Mom and I, at least one a year, generally make a trip to visit family, either together or separately. Last year we traveled separately, but the year before that we drove out together. The first leg of the trip is a drive from Maryland to Dayton, Ohio. The second leg is a drive to Belleville, IL, to visit my paternal relatives. After that, we continue to the Ozarks, where we visit everyone who lives out here in the space of a few days. Finally, we load produce, cookies, and wood-worked projects in the car and drive back to Maryland. Every trip generally produces some stories (the red bridge story, Granny's diabetic coma, crazy relatives), but some trips are a bit more eventful that others. This trip has left them all behind.
Here are some of the lessons I've learned in the past week: First, never travel through an area that has been declared a major disaster area by FEMA. Second, never, ever have a stroke in Denny's. Third, tornadoes are scary things. Finally--and the most important on the list--is never let the disaster twins (previously known as Deirdre and Pat but currently being referred to as "Typhoid Marys" and "Pox-Spreaders") come and visit you.

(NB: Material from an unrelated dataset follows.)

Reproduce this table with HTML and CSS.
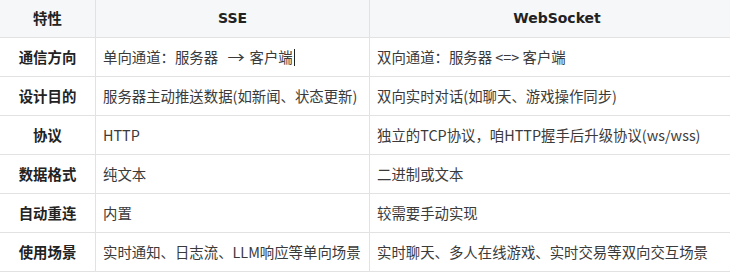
FILE: index.html
```html
<!DOCTYPE html>
<html lang="zh">
<head>
<meta charset="utf-8">
<link rel="stylesheet" href="styles.css">
</head>
<body>
<table class="cmp">
  <colgroup>
    <col class="c1"><col class="c2"><col class="c3">
  </colgroup>
  <thead>
    <tr class="head"><th>特性</th><th class="lat">SSE</th><th class="lat">WebSocket</th></tr>
  </thead>
  <tbody>
    <tr><th>通信方向</th><td>单向通道：服务器<span class="arrow">→</span>客户端<span class="caret"></span></td><td>双向通道：服务器 &lt;=&gt; 客户端</td></tr>
    <tr><th>设计目的</th><td>服务器主动推送数据(如新闻、状态更新)</td><td>双向实时对话(如聊天、游戏操作同步)</td></tr>
    <tr><th>协议</th><td>HTTP</td><td>独立的TCP协议，咱HTTP握手后升级协议(ws/wss)</td></tr>
    <tr><th>数据格式</th><td>纯文本</td><td>二进制或文本</td></tr>
    <tr><th>自动重连</th><td>内置</td><td>较需要手动实现</td></tr>
    <tr><th>使用场景</th><td>实时通知、日志流、LLM响应等单向场景</td><td>实时聊天、多人在线游戏、实时交易等双向交互场景</td></tr>
  </tbody>
</table>
</body>
</html>
```
FILE: styles.css
```css
html, body {
  margin: 0;
  padding: 0;
  background: #ffffff;
  overflow: hidden;
}
.cmp {
  border-collapse: collapse;
  table-layout: fixed;
  width: 745px;
  font-family: "Noto Sans CJK SC", "Liberation Sans", sans-serif;
  font-size: 14.4px;
  color: #333333;
  margin-left: -1px;
}
.c1 { width: 96px; }
.c2 { width: 274px; }
.c3 { width: 375px; }
.cmp th, .cmp td {
  border: 1px solid #e2e2e2;
  padding: 0 7px;
  line-height: 20px;
  height: 39px;
  box-sizing: border-box;
  white-space: nowrap;
  overflow: hidden;
}
.cmp tr.head th {
  height: 37px;
  background: #f6f7f8;
  border-top: none;
  text-align: center;
  font-weight: bold;
  color: #222;
}
.cmp th.lat {
  font-family: "DejaVu Sans", "Noto Sans CJK SC", sans-serif;
  font-size: 14px;
}
.cmp tbody th {
  text-align: center;
  font-weight: bold;
  color: #222;
}
.cmp td {
  text-align: left;
  color: #3a3a3a;
}
.arrow {
  display: inline-block;
  margin: 0 6px 0 11px;
  transform: scaleX(1.2);
}
.caret {
  display: inline-block;
  width: 1px;
  height: 17px;
  background: #222;
  vertical-align: -3px;
  margin-left: 1px;
}
```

It all began last Saturday, when the phone rang at 5am. Our neighbor David had fallen out of bed and was unable to get up. He had hit his medic alert bracelet for assistance. Mom and I went over to pick him up and put him back in bed, and Mom was worried about him so she stayed with him to keep an eye on him. I returned to the house to make tea and prepare for the day.
My day wasn't too bad. I had a picnic to go to and then a presentation to give. The presentation went fine (although there are several things I would have done differently had I known more about the attendees). After the presentation I went to Mom's office and, instead of seeing her, I saw my Auntie Em. Auntie Em explained that she had gotten a frantic call from my Mom, who was now in the ER with David. Auntie Em had been watching Hillary's concession speech on two tvs, and had barely heard the phone ringing. When she finally picked it up, Mom asked her to come and meet me because she was going to go in the ambulance with David. So, I headed home, grabbed some food for mom, and headed in to the ER.
I found Mom and David, passed the food to Mom, visited a while, then left to head home. I probably ought to have stayed at the hospital. It was over 100 degrees and the house had no AC. I spent the afternoon on the couch, sucking down ice cream and trying to keep the cats from touching me. When Mom arrived home, Auntie Em and one of our neighbors came over and we tried to piece together the events of the day. (Which I may or may not post later). Then, I packed for the trip to the mid-west and went to sleep.


At 3:50 PM, Anonymous Anonymous said...


Only questions/comments...
Did David have the stroke in Denny's?
And...100 degrees. No AC. Keep the cat hair OFF, eh? :)


At 7:42 AM, Blogger Ovonia Red said...

Yeah, if it is 100 degrees and the humidity is really high, the last thing you want is for a cat to brush up against you and leave half their fur stuck to your skin.